What is power for? Our society tells us that it is for the benefit of whoever holds it. It is a chance to amass wealth, collect influence and secure your own position. Whether it is the government official who demands a bribe, or the husband who beats his wife - power is often used in this way in the home, at schools, at offices, in religious institutions, in politics and in government. Our universities, naturally, are not immune. Some lecturers use their power over students’ grades to make sure they are subservient. Some university administrators ensure that “their people” get promotions and their opponents are side-lined.   

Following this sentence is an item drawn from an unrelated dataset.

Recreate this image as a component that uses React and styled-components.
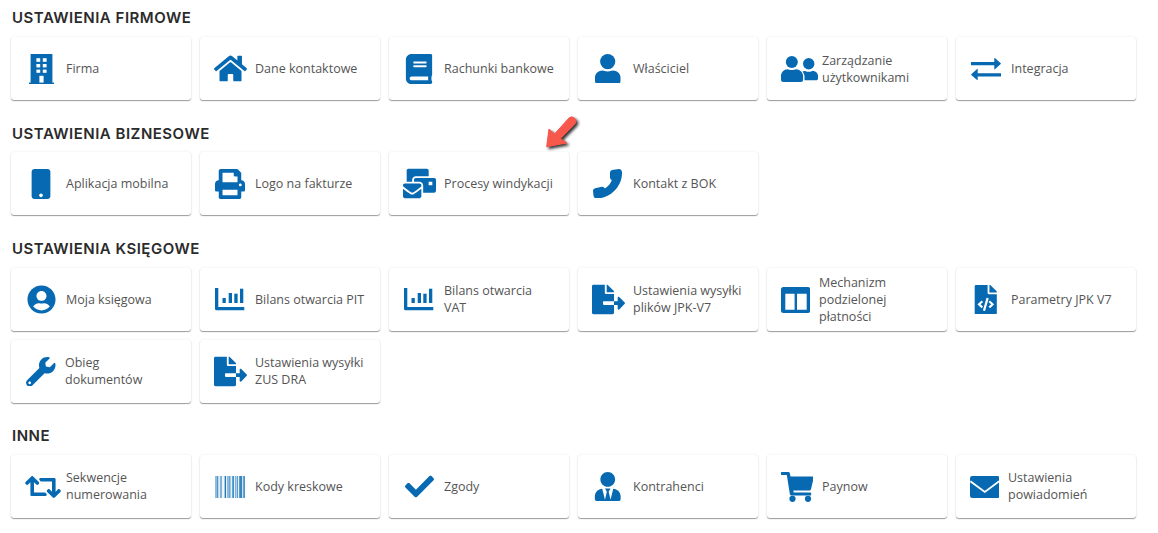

We need a re-imagining of power as something that must be used to serve others. Power as something that must be used for the benefit of the powerless. We need a vision of power as the liberating authority rather than as oppressive authority. The first step in this direction leads to uncomfortable questions for all of us, especially if we work at universities: what do we use our power for? Do we see ourselves as the servants of those whom we have power over? Or do we use our power to maintain our honour, our egos, our influence? After all, students might learn from lectures in the classroom, but they are formed by the way things are done around them. If they see us use power to control, dominate, hurt and oppress, should we be surprised when they follow our example?   

Conclusion 

The British politician William Wilberforce began the struggle to ban the British slave trade in 1789. Success only came in 1807, after 18 years of gruelling defeats and near-losses. This is not unusual. Durable social change takes time, persistence, creativity and hard work. It is often a matter of “three steps forward and two steps back”. Ragging goes against everything that a university stands for. It is a many-faceted phenomenon. Can it be ended? If even a part of the effort and resources that universities put into research, teaching and organising events is channelled towards ragging, it could be. The real question is: “How badly do we want to end it?” Our answer to this, is what would make all the difference.